#### Challenge
Leaving out every picture, retype the lines below from the top through the one that contains "let shortcut = $state(false);".

## BEGIN

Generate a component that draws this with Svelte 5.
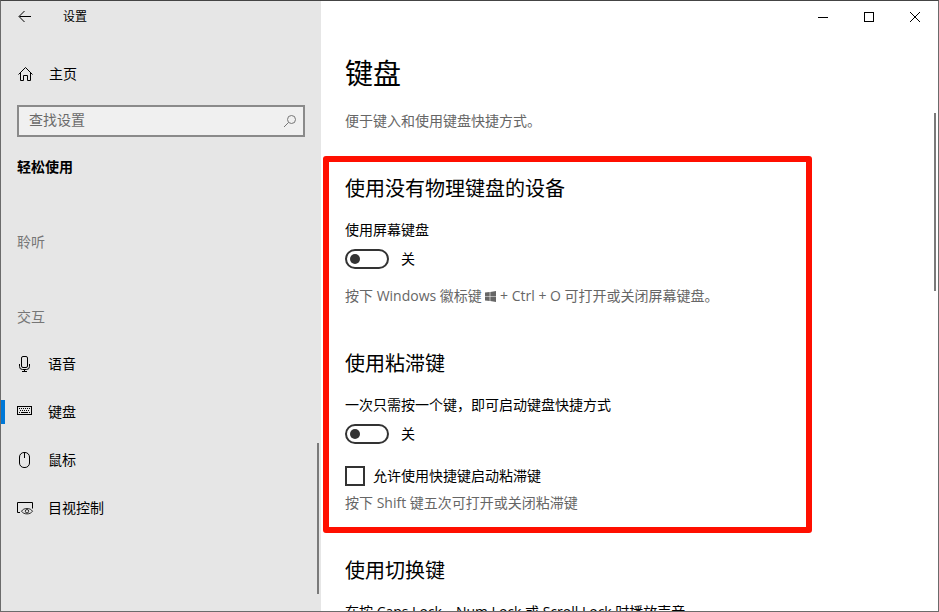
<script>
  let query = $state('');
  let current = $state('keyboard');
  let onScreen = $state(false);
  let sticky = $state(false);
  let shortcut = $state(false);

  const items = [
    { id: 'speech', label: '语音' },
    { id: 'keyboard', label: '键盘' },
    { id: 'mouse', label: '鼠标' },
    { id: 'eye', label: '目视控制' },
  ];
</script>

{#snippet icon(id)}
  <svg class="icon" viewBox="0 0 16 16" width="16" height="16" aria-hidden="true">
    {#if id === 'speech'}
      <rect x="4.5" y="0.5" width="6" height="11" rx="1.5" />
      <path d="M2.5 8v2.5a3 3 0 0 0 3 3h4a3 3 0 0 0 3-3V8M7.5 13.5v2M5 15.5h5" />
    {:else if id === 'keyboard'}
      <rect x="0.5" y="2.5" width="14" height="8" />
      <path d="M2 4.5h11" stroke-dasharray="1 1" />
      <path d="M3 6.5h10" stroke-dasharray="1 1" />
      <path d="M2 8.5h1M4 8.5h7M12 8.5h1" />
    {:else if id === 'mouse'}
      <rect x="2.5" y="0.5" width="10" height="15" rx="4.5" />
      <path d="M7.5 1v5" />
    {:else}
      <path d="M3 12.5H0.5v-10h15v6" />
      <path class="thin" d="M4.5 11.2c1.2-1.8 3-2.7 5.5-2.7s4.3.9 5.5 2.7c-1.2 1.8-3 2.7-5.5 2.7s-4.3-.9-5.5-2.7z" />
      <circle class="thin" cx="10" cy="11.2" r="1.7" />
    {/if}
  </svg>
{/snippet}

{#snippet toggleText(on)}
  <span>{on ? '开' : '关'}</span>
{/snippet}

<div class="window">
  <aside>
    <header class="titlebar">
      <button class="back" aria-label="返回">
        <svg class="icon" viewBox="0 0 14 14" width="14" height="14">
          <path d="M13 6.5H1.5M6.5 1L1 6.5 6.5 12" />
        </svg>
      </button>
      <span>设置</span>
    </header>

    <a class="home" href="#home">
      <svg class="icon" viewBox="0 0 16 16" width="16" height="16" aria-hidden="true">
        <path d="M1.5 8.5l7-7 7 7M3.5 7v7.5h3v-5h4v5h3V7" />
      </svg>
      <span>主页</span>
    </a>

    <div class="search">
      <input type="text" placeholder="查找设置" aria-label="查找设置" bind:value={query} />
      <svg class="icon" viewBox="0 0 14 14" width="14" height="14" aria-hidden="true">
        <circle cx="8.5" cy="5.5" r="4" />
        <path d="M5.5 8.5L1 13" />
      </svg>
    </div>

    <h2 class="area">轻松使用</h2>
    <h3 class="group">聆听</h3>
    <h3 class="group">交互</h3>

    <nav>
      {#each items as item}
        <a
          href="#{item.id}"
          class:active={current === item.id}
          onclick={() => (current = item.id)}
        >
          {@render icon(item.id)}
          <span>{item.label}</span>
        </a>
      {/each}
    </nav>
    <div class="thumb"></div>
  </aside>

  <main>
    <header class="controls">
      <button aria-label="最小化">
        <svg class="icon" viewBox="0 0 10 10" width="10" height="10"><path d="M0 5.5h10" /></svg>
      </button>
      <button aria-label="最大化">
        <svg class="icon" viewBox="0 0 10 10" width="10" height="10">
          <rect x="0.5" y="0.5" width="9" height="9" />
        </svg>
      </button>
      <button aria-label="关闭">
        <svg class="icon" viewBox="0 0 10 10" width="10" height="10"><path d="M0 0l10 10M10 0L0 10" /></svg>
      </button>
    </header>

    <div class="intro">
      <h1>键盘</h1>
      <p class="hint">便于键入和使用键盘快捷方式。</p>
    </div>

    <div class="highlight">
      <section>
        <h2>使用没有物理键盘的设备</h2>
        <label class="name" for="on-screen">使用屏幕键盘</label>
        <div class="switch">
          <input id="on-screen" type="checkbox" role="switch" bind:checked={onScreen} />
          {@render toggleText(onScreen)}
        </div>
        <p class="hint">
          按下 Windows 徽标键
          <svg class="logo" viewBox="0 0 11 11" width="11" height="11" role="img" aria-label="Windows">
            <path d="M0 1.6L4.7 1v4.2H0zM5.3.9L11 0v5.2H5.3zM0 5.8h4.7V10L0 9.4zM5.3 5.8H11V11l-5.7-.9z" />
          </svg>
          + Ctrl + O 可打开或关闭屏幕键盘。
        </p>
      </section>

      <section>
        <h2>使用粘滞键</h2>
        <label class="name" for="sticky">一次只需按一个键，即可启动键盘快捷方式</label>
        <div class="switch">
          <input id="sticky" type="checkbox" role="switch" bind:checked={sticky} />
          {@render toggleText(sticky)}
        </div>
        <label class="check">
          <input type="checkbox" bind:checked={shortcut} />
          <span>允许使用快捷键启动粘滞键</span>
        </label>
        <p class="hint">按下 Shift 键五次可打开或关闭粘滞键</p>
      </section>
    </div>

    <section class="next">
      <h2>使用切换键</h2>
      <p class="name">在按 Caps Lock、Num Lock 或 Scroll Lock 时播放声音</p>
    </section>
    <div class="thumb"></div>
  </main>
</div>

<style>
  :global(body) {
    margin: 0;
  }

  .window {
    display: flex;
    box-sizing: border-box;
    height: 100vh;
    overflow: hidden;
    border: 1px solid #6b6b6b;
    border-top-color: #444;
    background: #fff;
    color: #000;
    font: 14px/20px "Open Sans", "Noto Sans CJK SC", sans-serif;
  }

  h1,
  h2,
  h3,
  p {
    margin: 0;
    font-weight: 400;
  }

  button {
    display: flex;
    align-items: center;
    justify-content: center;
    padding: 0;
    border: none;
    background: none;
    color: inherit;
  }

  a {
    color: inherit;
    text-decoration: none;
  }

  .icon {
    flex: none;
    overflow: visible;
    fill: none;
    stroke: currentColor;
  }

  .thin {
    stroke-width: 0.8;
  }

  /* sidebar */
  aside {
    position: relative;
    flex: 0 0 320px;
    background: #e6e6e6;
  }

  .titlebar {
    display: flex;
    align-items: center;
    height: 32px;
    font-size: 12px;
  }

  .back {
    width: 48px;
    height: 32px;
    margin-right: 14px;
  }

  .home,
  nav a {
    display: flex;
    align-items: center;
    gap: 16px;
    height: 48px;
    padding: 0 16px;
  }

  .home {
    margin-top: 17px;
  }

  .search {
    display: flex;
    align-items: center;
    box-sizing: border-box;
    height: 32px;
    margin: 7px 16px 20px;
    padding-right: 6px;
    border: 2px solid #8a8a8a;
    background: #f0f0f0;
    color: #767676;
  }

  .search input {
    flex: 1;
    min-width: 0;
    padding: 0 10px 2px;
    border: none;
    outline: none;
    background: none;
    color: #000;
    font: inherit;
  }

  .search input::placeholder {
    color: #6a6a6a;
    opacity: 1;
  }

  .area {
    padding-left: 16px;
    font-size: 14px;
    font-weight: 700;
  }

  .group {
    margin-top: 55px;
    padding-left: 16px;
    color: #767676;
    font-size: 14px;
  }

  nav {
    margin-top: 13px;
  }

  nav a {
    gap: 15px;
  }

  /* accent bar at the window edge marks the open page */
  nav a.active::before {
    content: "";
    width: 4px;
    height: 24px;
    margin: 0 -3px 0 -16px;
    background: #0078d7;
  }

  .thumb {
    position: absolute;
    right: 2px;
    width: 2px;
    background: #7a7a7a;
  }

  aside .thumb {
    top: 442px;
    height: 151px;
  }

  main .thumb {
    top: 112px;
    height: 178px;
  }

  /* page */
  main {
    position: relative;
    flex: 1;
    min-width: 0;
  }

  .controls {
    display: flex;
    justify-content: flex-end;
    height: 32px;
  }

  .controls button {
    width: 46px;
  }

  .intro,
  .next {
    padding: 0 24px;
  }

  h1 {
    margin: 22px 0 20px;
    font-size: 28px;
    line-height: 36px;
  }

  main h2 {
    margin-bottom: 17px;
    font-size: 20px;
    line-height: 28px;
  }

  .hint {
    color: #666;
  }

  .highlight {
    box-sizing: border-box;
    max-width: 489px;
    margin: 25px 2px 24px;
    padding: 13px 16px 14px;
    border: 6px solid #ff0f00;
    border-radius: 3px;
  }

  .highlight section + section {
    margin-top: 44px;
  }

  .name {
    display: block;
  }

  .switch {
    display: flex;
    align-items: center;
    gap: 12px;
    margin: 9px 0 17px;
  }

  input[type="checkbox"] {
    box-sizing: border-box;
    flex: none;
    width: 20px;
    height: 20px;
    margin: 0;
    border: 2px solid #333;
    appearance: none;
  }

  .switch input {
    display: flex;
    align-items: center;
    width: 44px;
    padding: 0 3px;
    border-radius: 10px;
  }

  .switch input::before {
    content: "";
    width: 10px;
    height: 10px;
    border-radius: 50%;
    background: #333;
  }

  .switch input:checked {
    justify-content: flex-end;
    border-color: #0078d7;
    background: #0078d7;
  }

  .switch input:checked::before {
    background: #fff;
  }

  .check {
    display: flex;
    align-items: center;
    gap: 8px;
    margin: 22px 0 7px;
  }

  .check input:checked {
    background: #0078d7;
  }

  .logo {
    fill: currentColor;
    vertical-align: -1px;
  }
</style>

## END

#### Expected answer
Generate a component that draws this with Svelte 5.
<script>
  let query = $state('');
  let current = $state('keyboard');
  let onScreen = $state(false);
  let sticky = $state(false);
  let shortcut = $state(false);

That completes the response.